[Data lines]:
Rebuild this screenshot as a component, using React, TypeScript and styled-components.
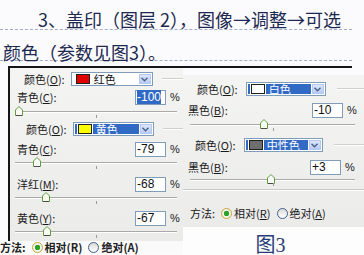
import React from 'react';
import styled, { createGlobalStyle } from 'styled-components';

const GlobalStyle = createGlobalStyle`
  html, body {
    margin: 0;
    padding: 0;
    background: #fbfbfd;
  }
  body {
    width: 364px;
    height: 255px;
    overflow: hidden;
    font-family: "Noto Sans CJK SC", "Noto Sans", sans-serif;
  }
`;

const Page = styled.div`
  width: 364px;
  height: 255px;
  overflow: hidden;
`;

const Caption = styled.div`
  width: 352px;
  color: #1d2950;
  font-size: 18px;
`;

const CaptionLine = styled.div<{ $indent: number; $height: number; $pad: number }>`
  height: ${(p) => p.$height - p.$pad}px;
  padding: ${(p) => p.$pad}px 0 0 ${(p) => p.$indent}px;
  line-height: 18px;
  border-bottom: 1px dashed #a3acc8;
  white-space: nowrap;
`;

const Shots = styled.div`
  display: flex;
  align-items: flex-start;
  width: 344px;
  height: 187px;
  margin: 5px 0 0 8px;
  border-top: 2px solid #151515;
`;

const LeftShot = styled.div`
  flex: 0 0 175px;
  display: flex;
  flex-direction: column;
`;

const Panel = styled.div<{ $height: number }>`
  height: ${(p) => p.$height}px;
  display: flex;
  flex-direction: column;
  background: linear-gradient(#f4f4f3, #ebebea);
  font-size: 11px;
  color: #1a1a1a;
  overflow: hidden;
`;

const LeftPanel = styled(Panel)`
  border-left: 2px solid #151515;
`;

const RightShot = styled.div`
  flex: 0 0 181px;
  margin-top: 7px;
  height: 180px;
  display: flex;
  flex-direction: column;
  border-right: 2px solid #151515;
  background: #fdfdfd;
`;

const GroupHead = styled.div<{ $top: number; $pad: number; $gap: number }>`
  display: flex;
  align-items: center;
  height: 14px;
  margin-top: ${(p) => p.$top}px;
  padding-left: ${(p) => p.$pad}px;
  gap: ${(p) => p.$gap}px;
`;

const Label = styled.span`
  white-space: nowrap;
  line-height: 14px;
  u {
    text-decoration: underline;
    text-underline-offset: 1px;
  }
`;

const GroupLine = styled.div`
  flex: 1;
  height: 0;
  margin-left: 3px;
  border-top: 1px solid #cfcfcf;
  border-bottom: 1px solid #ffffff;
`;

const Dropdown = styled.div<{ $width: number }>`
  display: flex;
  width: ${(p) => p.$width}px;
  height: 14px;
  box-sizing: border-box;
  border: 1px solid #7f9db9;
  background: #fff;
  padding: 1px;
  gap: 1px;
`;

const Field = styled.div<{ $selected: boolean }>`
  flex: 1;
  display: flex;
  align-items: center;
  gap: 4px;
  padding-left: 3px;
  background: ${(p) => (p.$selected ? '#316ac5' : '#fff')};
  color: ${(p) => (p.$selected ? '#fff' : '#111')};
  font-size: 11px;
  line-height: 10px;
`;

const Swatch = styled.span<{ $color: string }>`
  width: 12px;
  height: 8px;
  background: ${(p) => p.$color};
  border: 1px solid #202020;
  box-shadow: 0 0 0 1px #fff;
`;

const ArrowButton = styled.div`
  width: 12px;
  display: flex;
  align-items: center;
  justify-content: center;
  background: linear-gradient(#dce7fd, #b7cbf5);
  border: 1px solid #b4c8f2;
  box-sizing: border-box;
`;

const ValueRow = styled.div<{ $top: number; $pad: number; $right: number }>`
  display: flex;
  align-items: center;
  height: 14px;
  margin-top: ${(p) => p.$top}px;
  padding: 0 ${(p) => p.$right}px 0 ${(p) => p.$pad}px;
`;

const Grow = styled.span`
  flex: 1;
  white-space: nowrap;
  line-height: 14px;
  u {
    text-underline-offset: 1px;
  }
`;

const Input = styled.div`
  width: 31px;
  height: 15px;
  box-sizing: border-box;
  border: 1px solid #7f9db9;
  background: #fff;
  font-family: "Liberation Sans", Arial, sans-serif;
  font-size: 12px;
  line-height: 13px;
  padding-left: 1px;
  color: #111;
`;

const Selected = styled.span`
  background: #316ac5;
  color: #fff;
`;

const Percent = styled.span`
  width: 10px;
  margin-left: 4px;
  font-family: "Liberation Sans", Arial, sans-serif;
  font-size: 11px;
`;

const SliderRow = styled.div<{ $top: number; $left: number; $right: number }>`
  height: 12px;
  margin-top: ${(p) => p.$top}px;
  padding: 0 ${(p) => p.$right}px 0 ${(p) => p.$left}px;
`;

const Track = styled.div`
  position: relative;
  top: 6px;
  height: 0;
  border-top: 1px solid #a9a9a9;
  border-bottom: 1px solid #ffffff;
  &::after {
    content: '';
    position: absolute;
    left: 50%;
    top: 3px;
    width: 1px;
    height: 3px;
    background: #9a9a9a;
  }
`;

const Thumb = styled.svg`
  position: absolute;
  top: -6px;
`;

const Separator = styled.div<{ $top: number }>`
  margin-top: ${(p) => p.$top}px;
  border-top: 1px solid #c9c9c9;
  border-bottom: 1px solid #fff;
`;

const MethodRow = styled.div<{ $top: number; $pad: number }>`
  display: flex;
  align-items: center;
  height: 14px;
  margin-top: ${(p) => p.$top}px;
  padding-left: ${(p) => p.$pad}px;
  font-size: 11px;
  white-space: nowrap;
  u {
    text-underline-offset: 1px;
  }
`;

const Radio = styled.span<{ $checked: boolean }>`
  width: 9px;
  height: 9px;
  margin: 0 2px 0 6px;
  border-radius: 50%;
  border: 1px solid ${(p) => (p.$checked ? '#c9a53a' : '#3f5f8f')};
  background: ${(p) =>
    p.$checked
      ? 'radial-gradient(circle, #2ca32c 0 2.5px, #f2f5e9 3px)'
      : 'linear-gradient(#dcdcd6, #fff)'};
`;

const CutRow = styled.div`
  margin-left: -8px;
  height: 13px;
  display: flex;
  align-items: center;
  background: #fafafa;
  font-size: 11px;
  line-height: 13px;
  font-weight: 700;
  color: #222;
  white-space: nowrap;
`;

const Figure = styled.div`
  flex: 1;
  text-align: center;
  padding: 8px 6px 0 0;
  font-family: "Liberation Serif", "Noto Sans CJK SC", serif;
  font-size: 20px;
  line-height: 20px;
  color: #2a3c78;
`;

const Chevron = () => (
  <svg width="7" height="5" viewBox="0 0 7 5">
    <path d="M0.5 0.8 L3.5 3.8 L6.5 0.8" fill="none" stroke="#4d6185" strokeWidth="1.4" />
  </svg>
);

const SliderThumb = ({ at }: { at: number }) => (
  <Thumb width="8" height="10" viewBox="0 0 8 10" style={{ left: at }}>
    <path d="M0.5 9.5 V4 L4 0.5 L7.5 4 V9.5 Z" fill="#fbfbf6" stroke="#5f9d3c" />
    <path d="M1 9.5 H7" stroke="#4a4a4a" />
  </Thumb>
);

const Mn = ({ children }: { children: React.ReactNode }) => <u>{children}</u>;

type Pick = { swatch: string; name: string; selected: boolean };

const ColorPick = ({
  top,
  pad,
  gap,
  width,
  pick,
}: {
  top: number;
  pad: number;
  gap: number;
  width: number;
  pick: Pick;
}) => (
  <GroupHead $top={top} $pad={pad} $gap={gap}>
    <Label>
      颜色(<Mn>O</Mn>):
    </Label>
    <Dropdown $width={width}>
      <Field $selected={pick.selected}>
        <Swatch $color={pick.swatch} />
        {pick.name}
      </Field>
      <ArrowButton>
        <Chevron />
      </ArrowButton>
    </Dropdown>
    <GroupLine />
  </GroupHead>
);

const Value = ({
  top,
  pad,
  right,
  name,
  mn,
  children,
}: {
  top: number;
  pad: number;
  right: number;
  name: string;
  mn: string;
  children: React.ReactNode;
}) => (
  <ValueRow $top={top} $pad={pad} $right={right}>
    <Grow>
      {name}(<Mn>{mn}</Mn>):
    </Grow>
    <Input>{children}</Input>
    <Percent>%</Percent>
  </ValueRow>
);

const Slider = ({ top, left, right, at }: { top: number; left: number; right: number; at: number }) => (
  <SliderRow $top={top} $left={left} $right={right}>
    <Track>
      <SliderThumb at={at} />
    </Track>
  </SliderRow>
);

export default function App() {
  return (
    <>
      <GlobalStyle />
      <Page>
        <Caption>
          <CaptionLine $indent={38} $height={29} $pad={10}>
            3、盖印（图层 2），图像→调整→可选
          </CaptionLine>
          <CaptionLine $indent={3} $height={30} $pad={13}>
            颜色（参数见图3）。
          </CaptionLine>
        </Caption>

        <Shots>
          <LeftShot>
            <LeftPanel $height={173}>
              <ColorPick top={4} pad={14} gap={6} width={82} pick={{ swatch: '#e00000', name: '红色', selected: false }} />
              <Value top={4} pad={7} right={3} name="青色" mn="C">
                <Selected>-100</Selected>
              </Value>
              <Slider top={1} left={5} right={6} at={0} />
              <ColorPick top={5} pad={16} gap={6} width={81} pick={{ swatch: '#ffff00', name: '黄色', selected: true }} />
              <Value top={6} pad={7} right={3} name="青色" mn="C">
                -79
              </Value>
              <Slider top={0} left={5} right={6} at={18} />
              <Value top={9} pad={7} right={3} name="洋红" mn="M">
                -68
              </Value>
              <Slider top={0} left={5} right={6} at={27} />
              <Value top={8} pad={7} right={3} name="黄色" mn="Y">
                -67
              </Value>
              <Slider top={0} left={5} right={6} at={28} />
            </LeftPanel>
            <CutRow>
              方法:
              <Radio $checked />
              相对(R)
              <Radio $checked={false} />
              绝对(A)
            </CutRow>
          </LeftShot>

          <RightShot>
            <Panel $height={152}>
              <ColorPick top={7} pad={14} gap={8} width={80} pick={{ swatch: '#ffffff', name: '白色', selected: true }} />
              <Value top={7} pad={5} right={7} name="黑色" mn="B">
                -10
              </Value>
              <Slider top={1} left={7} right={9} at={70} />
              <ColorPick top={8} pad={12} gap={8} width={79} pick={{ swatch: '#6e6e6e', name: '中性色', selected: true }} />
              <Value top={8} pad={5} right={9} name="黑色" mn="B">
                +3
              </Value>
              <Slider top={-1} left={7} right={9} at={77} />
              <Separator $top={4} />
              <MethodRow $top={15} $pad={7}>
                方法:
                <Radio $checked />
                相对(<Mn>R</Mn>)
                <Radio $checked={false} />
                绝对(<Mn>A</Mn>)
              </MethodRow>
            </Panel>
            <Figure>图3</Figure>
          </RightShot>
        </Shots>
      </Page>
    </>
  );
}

* * *

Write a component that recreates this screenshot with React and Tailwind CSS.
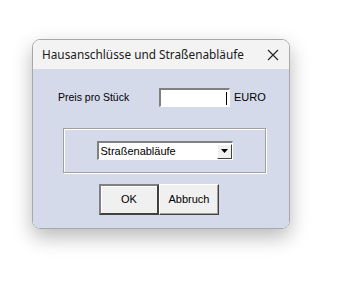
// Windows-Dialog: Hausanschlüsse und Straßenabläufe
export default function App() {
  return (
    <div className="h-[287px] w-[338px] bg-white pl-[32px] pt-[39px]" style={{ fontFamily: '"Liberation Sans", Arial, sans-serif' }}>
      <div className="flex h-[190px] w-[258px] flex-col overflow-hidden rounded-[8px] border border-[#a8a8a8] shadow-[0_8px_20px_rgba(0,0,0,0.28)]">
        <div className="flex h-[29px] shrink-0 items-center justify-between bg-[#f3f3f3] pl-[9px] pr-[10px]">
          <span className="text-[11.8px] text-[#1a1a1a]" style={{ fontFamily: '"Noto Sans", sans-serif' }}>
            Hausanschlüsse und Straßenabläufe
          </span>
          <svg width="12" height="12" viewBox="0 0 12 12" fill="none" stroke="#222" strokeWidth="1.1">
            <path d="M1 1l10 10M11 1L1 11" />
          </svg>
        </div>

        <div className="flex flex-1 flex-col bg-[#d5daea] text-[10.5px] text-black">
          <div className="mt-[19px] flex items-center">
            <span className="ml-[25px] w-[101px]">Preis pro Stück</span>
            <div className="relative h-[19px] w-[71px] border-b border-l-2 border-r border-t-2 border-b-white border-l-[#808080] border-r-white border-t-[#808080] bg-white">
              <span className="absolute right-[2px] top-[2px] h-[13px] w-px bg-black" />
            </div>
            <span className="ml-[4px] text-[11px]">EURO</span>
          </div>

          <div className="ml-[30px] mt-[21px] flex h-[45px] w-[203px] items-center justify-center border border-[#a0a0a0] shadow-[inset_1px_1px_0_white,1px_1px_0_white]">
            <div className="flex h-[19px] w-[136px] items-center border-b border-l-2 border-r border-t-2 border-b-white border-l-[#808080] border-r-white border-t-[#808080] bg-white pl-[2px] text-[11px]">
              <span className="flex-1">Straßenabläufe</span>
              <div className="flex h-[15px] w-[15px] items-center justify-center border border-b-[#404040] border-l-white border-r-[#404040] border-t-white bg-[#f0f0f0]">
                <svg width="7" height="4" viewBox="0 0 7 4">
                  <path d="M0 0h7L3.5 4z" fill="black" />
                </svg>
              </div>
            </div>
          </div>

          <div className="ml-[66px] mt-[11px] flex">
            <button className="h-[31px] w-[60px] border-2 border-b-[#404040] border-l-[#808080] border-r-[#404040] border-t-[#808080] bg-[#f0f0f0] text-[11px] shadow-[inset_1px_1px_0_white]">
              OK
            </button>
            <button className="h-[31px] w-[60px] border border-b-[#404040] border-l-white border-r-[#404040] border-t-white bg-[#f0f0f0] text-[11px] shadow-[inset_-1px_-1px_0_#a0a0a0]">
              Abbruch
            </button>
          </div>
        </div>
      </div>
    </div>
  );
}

[Goal of the exercise]:
State the number of lines that contain the string "this", with no other words.

[Task solution]:
2